Тем большее уважение вызывает готовность авторов нашей книги рискнуть и поделиться своим опытом неудач, сомнений, проблем, переживания обычных человеческих сложностей. Мы отдавали себе отчет в том, что предлагаем им ввязаться в небезопасную авантюру — обнажить нечто подлинное, земное и совсем не грандиозное в среде, где нарциссический фасад подсвечен яркими лучами софитов. Мы не исключаем, что те из читателей, которые имеют сложности с принятием собственной неидеальности и переживанием стыда, могут воспринимать истории из первой главы как проявление постыдной слабости. И несмотря на все эти риски, мы знаем, что развенчание культа успеха и нормализация опыта провалов и проблем, которых много в кинопрофессии, могут стать мощной поддержкой для многих читателей этой книги.
А этот раздел, я надеюсь, позволит вам ближе познакомиться или даже подружиться со своим стыдом. Ведь если мы убегаем от собственного стыда, то его все равно будет много в поле наших отношений с миром. Либо мы подспудно будем стыдить и унижать других. Либо бесстыдно, без тени сомнений и вообще без всякой критичности раз за разом снимать все новые и новые фильмы, которые по многим объективным причинам будут плохими, и тогда не переживаемый нами стыд будут испытывать те, кто эти фильмы смотрит. Либо, проскочив свой стыд и из-за этого поспешно обнажившись в чем-то больше, чем стоило, мы потом будем тонуть в море стыда, настигнувшего нас постфактум, — стыда такого объема, который уже не по силам выдержать (некоторые мои коллеги называют такой стыд «токсичным»).
Несмотря на все то нелицеприятное, что досталось стыду в моем предыдущем тексте, он достоин реабилитации, потому что является очень важным и полезным переживанием, если восстановить способность проживать его соответственно тому актуальному контексту, в котором он возникает.

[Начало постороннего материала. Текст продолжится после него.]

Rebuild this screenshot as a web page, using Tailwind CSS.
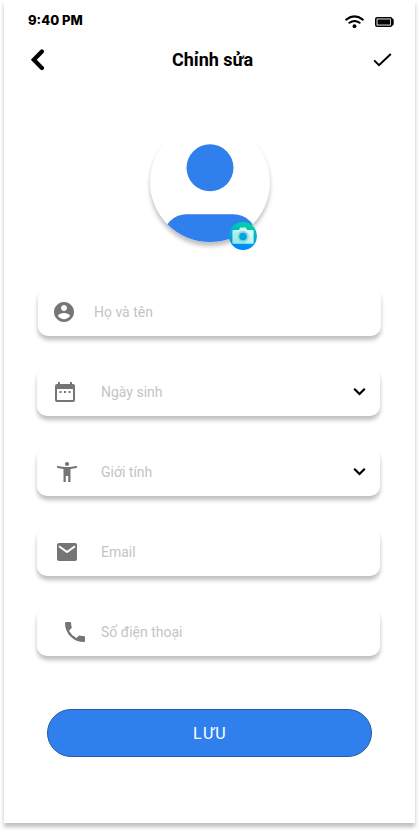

Если в какой-то ситуации мы чувствуем стыд, значит, эта ситуация затрагивает в нас что-то очень важное, ценное, по-настоящему значимое. Если в творческом процессе вдруг возникают проявления стыда — значит, скорее всего, мы вступаем на интимную почву, начиная привносить в этот процесс что-то личное, сокровенное. И стыд как сигнал по силе своего проявления позволяет определить, готовы ли мы продвигаться в этом процессе дальше, глубже и смелее делиться чем-то интимным — или нам важно быть осторожнее, внимательнее к себе и к поиску той творческой формы, которая соответствует хрупкости, трепету и тонкостям нашего внутреннего процесса. Любое из осознанных решений повысит уровень вовлеченности и энергии.

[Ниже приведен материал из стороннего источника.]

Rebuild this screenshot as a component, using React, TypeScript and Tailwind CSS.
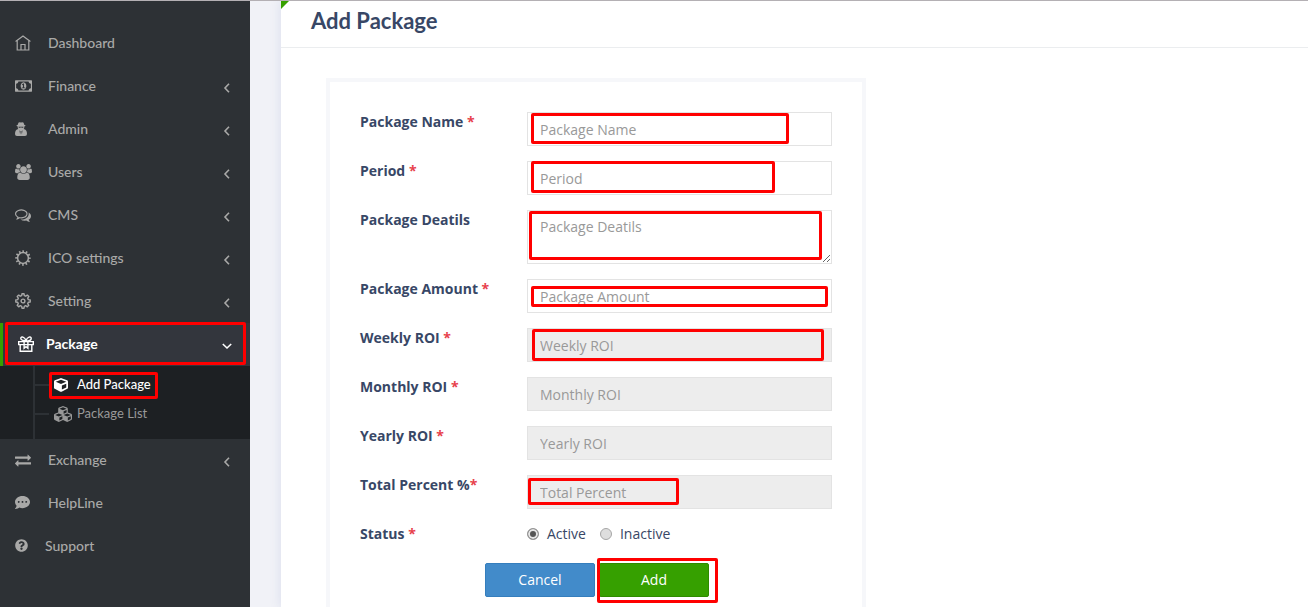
import React from "react";
import { FaCommentDots, FaCube, FaCubes, FaQuestionCircle } from "react-icons/fa";

type IconProps = { className?: string };

const HomeIcon = ({ className }: IconProps) => (
  <svg viewBox="0 0 16 16" className={className} fill="none" stroke="currentColor" strokeWidth="1.2">
    <path d="M0.6 6.6 8 0.9l7.4 5.7" />
    <path d="M2.2 5.6v9.4h11.6V5.6" />
    <path d="M6 15V9.5h4V15" />
  </svg>
);

const MoneyIcon = ({ className }: IconProps) => (
  <svg viewBox="0 0 1920 1792" className={className} fill="currentColor">
    <path d="M768 1152h384v-96h-128v-448h-114l-148 137 77 80q42-37 55-57h2v288h-128v96zm512-256q0 70-21 142t-59.5 134-101.5 101-138 39-138-39-101.5-101-59.5-134-21-142 21-142 59.5-134 101.5-101 138-39 138 39 101.5 101 59.5 134 21 142zm512 256v-512q-106 0-181-75t-75-181h-1152q0 106-75 181t-181 75v512q106 0 181 75t75 181h1152q0-106 75-181t181-75zm128-832v1152q0 26-19 45t-45 19h-1792q-26 0-45-19t-19-45v-1152q0-26 19-45t45-19h1792q26 0 45 19t19 45z" />
  </svg>
);

const AgentIcon = ({ className }: IconProps) => (
  <svg viewBox="0 0 12 14" className={className} fill="currentColor" fillRule="evenodd">
    <path d="M3.4 0.8Q4 -0.3 6 0.4 8 -0.3 8.6 0.8L9.2 2.7Q10.6 3.1 10.6 3.6 10.6 4.1 9.3 4.5 9.4 6.2 8.7 7.1 12 7.8 12 12 12 14 10 14H2Q0 14 0 12 0 7.8 3.3 7.1 2.6 6.2 2.7 4.5 1.4 4.1 1.4 3.6 1.4 3.1 2.8 2.7zM3.5 4.8 3.8 5.7H5.4L6 5.1 6.6 5.7H8.2L8.5 4.8zM4.5 8.2 5.1 12.6 5.6 9.6zM7.5 8.2 6.4 9.6 6.9 12.6z" />
  </svg>
);

const UsersIcon = ({ className }: IconProps) => (
  <svg viewBox="0 0 1920 1792" className={className} fill="currentColor">
    <path d="M593 896q-162 5-265 128h-134q-82 0-138-40.5t-56-118.5q0-353 124-353 6 0 43.5 21t97.5 42.5 119 21.5q67 0 133-23-5 37-5 66 0 139 81 256zm1071 637q0 120-73 189.5t-194 69.5h-874q-121 0-194-69.5t-73-189.5q0-53 3.5-103.5t14-109 26.5-108.5 43-97.5 62-81 85.5-53.5 111.5-20q10 0 43 21.5t73 48 107 48 135 21.5 135-21.5 107-48 73-48 43-21.5q61 0 111.5 20t85.5 53.5 62 81 43 97.5 26.5 108.5 14 109 3.5 103.5zm-1024-1277q0 106-75 181t-181 75-181-75-75-181 75-181 181-75 181 75 75 181zm704 384q0 159-112.5 271.5t-271.5 112.5-271.5-112.5-112.5-271.5 112.5-271.5 271.5-112.5 271.5 112.5 112.5 271.5zm576 225q0 78-56 118.5t-138 40.5h-134q-103-123-265-128 81-117 81-256 0-29-5-66 66 23 133 23 59 0 119-21.5t97.5-42.5 43.5-21q124 0 124 353zm-128-609q0 106-75 181t-181 75-181-75-75-181 75-181 181-75 181 75 75 181z" />
  </svg>
);

const CommentsIcon = ({ className }: IconProps) => (
  <svg viewBox="0 0 1792 1792" className={className} fill="currentColor">
    <path d="M704 384q-153 0-286 52t-211.5 141-78.5 191q0 82 53 158t149 132l97 56-35 84q34-20 62-39l44-31 53 10q78 14 153 14 153 0 286-52t211.5-141 78.5-191-78.5-191-211.5-141-286-52zm0-128q191 0 353.5 68.5t256.5 186.5 94 257-94 257-256.5 186.5-353.5 68.5q-86 0-176-16-124 88-278 128-36 9-86 16h-3q-11 0-20.5-8t-11.5-21q-1-3-1-6.5t.5-6.5 2-6l2.5-5 3.5-5.5 4-5 4.5-5 4-4.5q5-6 23-25t26-29.5 22.5-29 25-38.5 20.5-44q-124-72-195-177t-71-224q0-139 94-257t256.5-186.5 353.5-68.5zm822 1169q10 24 20.5 44t25 38.5 22.5 29 26 29.5 23 25q1 1 4 4.5t4.5 5 4 5 3.5 5.5l2.5 5 2 6 .5 6.5-1 6.5q-3 14-13 22t-22 7q-50-7-86-16-154-40-278-128-90 16-176 16-271 0-472-132 58 4 88 4 161 0 309-45t264-129q125-92 192-212t67-254q0-77-23-152 129 71 204 178t75 230q0 120-71 224.5t-195 176.5z" />
  </svg>
);

const SunIcon = ({ className }: IconProps) => (
  <svg viewBox="0 0 16 16" className={className} fill="none" stroke="currentColor">
    <circle cx="8" cy="8" r="5.4" strokeWidth="1.5" />
    <circle cx="8" cy="8" r="6.7" strokeWidth="2" strokeDasharray="1.6 1.908" strokeDashoffset="0.8" />
  </svg>
);

const GearIcon = ({ className }: IconProps) => (
  <svg viewBox="0 0 16 16" className={className} fill="none" stroke="currentColor" strokeWidth="1.4" strokeLinejoin="round">
    <path d="M6.7 2.6 7 0.7h2l.3 1.9 1.4.6 1.6-1.1 1.5 1.5-1.1 1.6.6 1.4 1.9.4v2l-1.9.3-.6 1.4 1.1 1.6-1.5 1.5-1.6-1.1-1.4.6-.3 1.9H7l-.3-1.9-1.4-.6-1.6 1.1-1.5-1.5 1.1-1.6-.6-1.4L.8 9V7l1.9-.4.6-1.4-1.1-1.6 1.5-1.5 1.6 1.1z" />
    <circle cx="8" cy="8" r="1.9" />
  </svg>
);

const GiftIcon = ({ className }: IconProps) => (
  <svg viewBox="0 0 16 16" className={className} fill="none" stroke="currentColor" strokeWidth="1.4">
    <path d="M0.7 5.6h14.6v3H0.7zM2.2 8.6v6.7h11.6V8.6" />
    <path d="M6.1 5.4v6.8L8 10.6l1.9 1.6V5.4" />
    <path d="M8 4.9C6.4 4.9 2.8 4.4 2.8 2.4 2.8 0.2 6.8 0.4 8 4.9zM8 4.9c1.6 0 5.2-.5 5.2-2.5C13.2.2 9.2.4 8 4.9z" />
  </svg>
);

const ExchangeIcon = ({ className }: IconProps) => (
  <svg viewBox="0 0 1792 1792" className={className} fill="currentColor">
    <path d="M1792 1184v192q0 13-9.5 22.5t-22.5 9.5h-1376v192q0 13-9.5 22.5t-22.5 9.5q-12 0-24-10l-319-320q-9-9-9-22 0-14 9-23l320-320q9-9 23-9 13 0 22.5 9.5t9.5 22.5v192h1376q13 0 22.5 9.5t9.5 22.5zm0-544q0 14-9 23l-320 320q-9 9-23 9-13 0-22.5-9.5t-9.5-22.5v-192h-1376q-13 0-22.5-9.5t-9.5-22.5v-192q0-13 9.5-22.5t22.5-9.5h1376v-192q0-14 9-23t23-9q12 0 24 10l319 319q9 9 9 23z" />
  </svg>
);

const Chevron = ({ down }: { down?: boolean }) => (
  <svg viewBox="0 0 10 10" className="mt-1 ml-auto size-[10px]" fill="none" stroke="currentColor" strokeWidth="1.6">
    <path d={down ? "M0.8 3 5 7 9.2 3" : "M7 0.8 3 5 7 9.2"} />
  </svg>
);

const Mark = ({ className }: { className: string }) => (
  <span aria-hidden="true" className={`pointer-events-none absolute rounded-[2px] border-3 border-[#ff0000] ${className}`} />
);

type NavItem = { label: string; icon: React.ReactNode; arrow?: boolean; gap?: string };

const before: NavItem[] = [
  { label: "Dashboard", icon: <HomeIcon className="size-4" /> },
  { label: "Finance", icon: <MoneyIcon className="h-4 w-[17px]" />, arrow: true },
  { label: "Admin", icon: <AgentIcon className="h-[14px] w-3" />, arrow: true },
  { label: "Users", icon: <UsersIcon className="h-4 w-[17px]" />, arrow: true },
  { label: "CMS", icon: <CommentsIcon className="size-4" />, arrow: true },
  { label: "ICO settings", icon: <SunIcon className="size-4" />, arrow: true },
  { label: "Setting", icon: <GearIcon className="size-4" />, arrow: true },
];

const after: NavItem[] = [
  { label: "Exchange", icon: <ExchangeIcon className="size-4" />, arrow: true },
  { label: "HelpLine", icon: <FaCommentDots className="size-[15px]" /> },
  { label: "Support", icon: <FaQuestionCircle className="size-[13px]" />, gap: "w-[30px]" },
];

const NavRow = ({ label, icon, arrow, gap = "w-[33px]" }: NavItem) => (
  <li>
    <a href="#" className="flex h-[43px] items-center pr-[18px] pb-[2px] pl-[15px]">
      <span className={`flex shrink-0 ${gap}`}>{icon}</span>
      {label}
      {arrow && <Chevron />}
    </a>
  </li>
);

type FieldProps = {
  id: string;
  label: string;
  placeholder: string;
  required?: boolean;
  tight?: boolean;
  disabled?: boolean;
  multiline?: boolean;
  mark?: string;
};

const fields: FieldProps[] = [
  { id: "name", label: "Package Name", placeholder: "Package Name", required: true, mark: "left-1 top-px h-[31px] w-[258px]" },
  { id: "period", label: "Period", placeholder: "Period", required: true, mark: "left-1 top-0 h-8 w-[244px]" },
  { id: "details", label: "Package Deatils", placeholder: "Package Deatils", multiline: true, mark: "left-[2px] top-px h-[49px] w-[293px]" },
  { id: "amount", label: "Package Amount", placeholder: "Package Amount", required: true, mark: "left-1 top-[7px] h-[21px] w-[297px]" },
  { id: "weekly", label: "Weekly ROI", placeholder: "Weekly ROI", required: true, disabled: true, mark: "left-[5px] top-px h-8 w-[292px]" },
  { id: "monthly", label: "Monthly ROI", placeholder: "Monthly ROI", required: true, disabled: true },
  { id: "yearly", label: "Yearly ROI", placeholder: "Yearly ROI", required: true, disabled: true },
  { id: "percent", label: "Total Percent %", placeholder: "Total Percent", required: true, tight: true, disabled: true, mark: "left-px top-[3px] h-[27px] w-[151px]" },
];

const control =
  "block w-full border border-[#e3e3e3] bg-white px-3 py-[6px] leading-5 text-[#555] outline-none placeholder:text-[#999] disabled:bg-[#ededed]";

const Star = () => <span className="text-[#e7414c]">*</span>;

const Field = ({ id, label, placeholder, required, tight, disabled, multiline, mark }: FieldProps) => (
  <div className="grid grid-cols-[167px_1fr]">
    <label htmlFor={id} className="leading-5 font-bold">
      {label}
      {required && !tight && " "}
      {required && <Star />}
    </label>
    <div className="relative">
      {multiline ? (
        <textarea id={id} rows={2} placeholder={placeholder} className={`${control} resize`} />
      ) : (
        <input id={id} type="text" placeholder={placeholder} disabled={disabled} className={`${control} h-[34px]`} />
      )}
      {mark && <Mark className={mark} />}
    </div>
  </div>
);

const radio =
  "size-3 appearance-none rounded-full border border-[#a6a6a6] bg-[#dedede] checked:border-[#999] checked:bg-[#555] checked:shadow-[inset_0_0_0_2px_#e6e6e6]";

export default function App() {
  return (
    <div className="flex h-screen overflow-hidden border-t border-[#b4b0b4] bg-[#f1f2f7] font-['Open_Sans',sans-serif] text-sm text-[#384766]">
      <nav className="w-[250px] shrink-0 bg-[#2d3135] pt-[21px] font-['Lato',sans-serif] font-medium text-[#a9a9a8]">
        <ul>
          {before.map((item) => (
            <NavRow key={item.label} {...item} />
          ))}
          <li>
            <div className="relative">
              <a href="#" className="flex h-[43px] items-center border-l-3 border-[#36a000] bg-[#33363d] pr-[18px] pb-[2px] pl-[15px] font-bold text-white">
                <span className="flex w-7 shrink-0">
                  <GiftIcon className="size-4" />
                </span>
                Package
                <Chevron down />
              </a>
              <Mark className="-top-px left-[5px] h-[43px] w-[241px]" />
            </div>
            <div className="bg-[#1d2023] pl-[33px] text-[13px]">
              <ul className="border-l-2 border-[#2d3135] pt-1 pb-[11px]">
                <li className="relative flex h-[29px] items-center">
                  <span className="h-[2px] w-[14px] bg-[#2d3135]" />
                  <a href="#" className="flex items-center pl-[5px] text-white">
                    <FaCube className="mr-[9px] size-[14px]" />
                    Add Package
                  </a>
                  <Mark className="top-[2px] left-[14px] h-[27px] w-[109px]" />
                </li>
                <li className="flex h-[29px] items-center">
                  <span className="h-[2px] w-[14px] bg-[#2d3135]" />
                  <a href="#" className="flex items-center pl-[5px] font-normal text-[#999]">
                    <FaCubes className="mr-[5px] size-[18px]" />
                    Package List
                  </a>
                </li>
              </ul>
            </div>
          </li>
          {after.map((item) => (
            <NavRow key={item.label} {...item} />
          ))}
        </ul>
      </nav>

      <main className="ml-[31px] min-w-0 flex-1 overflow-y-auto bg-white shadow-[0_0_10px_1px_#dcdfee] [scrollbar-width:none]">
        <header className="relative flex h-[47px] items-center border-b border-[#ebedef] pb-[6px] pl-[30px]">
          <svg viewBox="0 0 8 8" className="absolute top-0 left-0 size-2">
            <path d="M0 0h8L0 8z" fill="#36a000" />
          </svg>
          <h1 className="font-['Lato',sans-serif] text-[22px] leading-7 font-bold">Add Package</h1>
        </header>

        <form className="mt-[30px] ml-[45px] flex max-w-[540px] flex-col gap-[15px] border-4 border-[#f6f7fa] p-[30px]" onSubmit={(e) => e.preventDefault()}>
          {fields.map((field) => (
            <Field key={field.id} {...field} />
          ))}
          <fieldset className="grid h-6 grid-cols-[167px_1fr]">
            <span className="leading-5 font-bold">
              Status <Star />
            </span>
            <div className="flex items-end gap-[14px]">
              <label className="flex items-center gap-2">
                <input type="radio" name="status" defaultChecked className={radio} />
                Active
              </label>
              <label className="flex items-center gap-2">
                <input type="radio" name="status" className={radio} />
                Inactive
              </label>
            </div>
          </fieldset>
          <div className="flex justify-center gap-1 pl-[2px]">
            <button type="button" className="h-[34px] w-[110px] rounded-[2px] border border-[#357ebd] bg-[#428bca] text-white">
              Cancel
            </button>
            <div className="relative">
              <button type="submit" className="h-[34px] w-[110px] rounded-[2px] border border-[#2f8b00] bg-[#36a000] text-white">
                Add
              </button>
              <Mark className="-top-[5px] -left-[2px] h-[45px] w-[121px]" />
            </div>
          </div>
        </form>
      </main>
    </div>
  );
}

А может, пока вовсе стоит остановиться и не бередить то, что еще не готово быть опубличенным? Я часто говорю своим студентам, сценаристам и режиссерам, что не стоит писать/снимать о том, что болит, об острой травме. Когда мы захвачены болезненным процессом, находимся в самом его эпицентре, нам сложно его контейнировать и хочется слить напряжение, часто через творчество. Но ловушка здесь заключается в том, что внутри процесса сила болезненных переживаний зашкаливает, ослепляет, и мы, захваченные ими, рискуем ретравматизироваться — позабыв о своей безопасности, поспешно обнажиться в том, что еще не обрело свою форму, там, где высок риск столкнуться с отвержением. Вероятнее всего, эта история так и не дойдет до экранов — в нее вряд ли поверят и дадут финансирование. Если же каким-то чудом это все-таки получится, то, скорее всего, это будет проект с трагичной судьбой.

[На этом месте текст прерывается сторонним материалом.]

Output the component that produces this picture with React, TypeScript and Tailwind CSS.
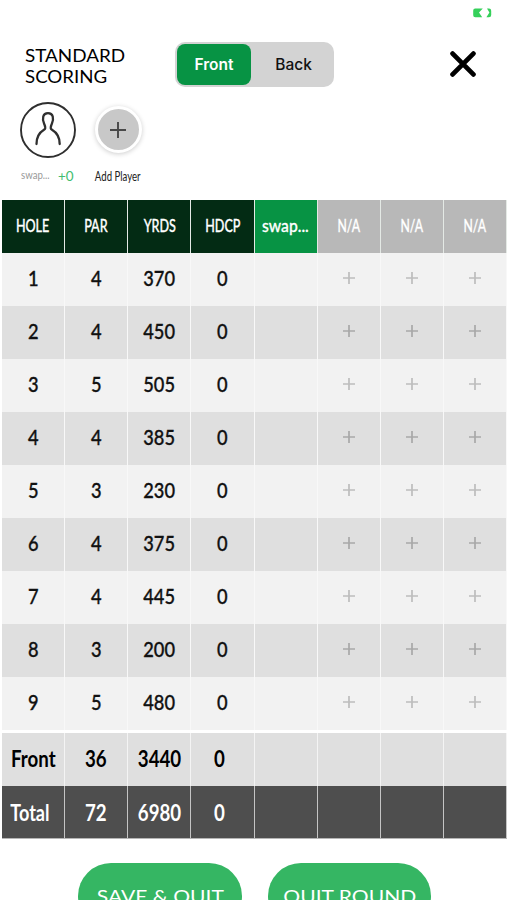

Фильмы, созданные из острой, еще не пережитой травмы, получаются слишком интимными, слишком личными и эмоциональными, бесстыдными. Они сталкиваются с психологическими защитами зрителей, не готовых к такой мощной оголенности, вызывают у них отторжение и обесценивание зашкаливающего градуса чужой боли. И это понятно: ослепленные собственными острыми переживаниями, мы не в состоянии видеть других, и автор истории, созданной из эпицентра болезненных аффектов, не берет в расчет зрителя. Эта история вообще забывает о зрителе, не подразумевает его, и зритель вполне справедливо чувствует себя лишним, стыдливо подглядывающим за чужими интимными событиями. И это тоже проявления избегаемого автором стыда.
Чтобы снимать историю о глубокой ране, нужно сначала ее пережить, дать ей время затянуться, стать шрамом. Нужно, чтобы появилась некоторая дистанция от личного материала, дающая возможность его целостно осмыслить и придать ему завершенную форму. Осознавание и проживание стыда позволяет заботиться о нашей безопасности, при этом давая возможность удовлетворить и другую нашу глубинную потребность.
Ведь зачем-то же мы снова и снова через творчество стремимся обнажиться, выставить что-то интимное перед глазами других. Не мазохизм ли это в чистом виде?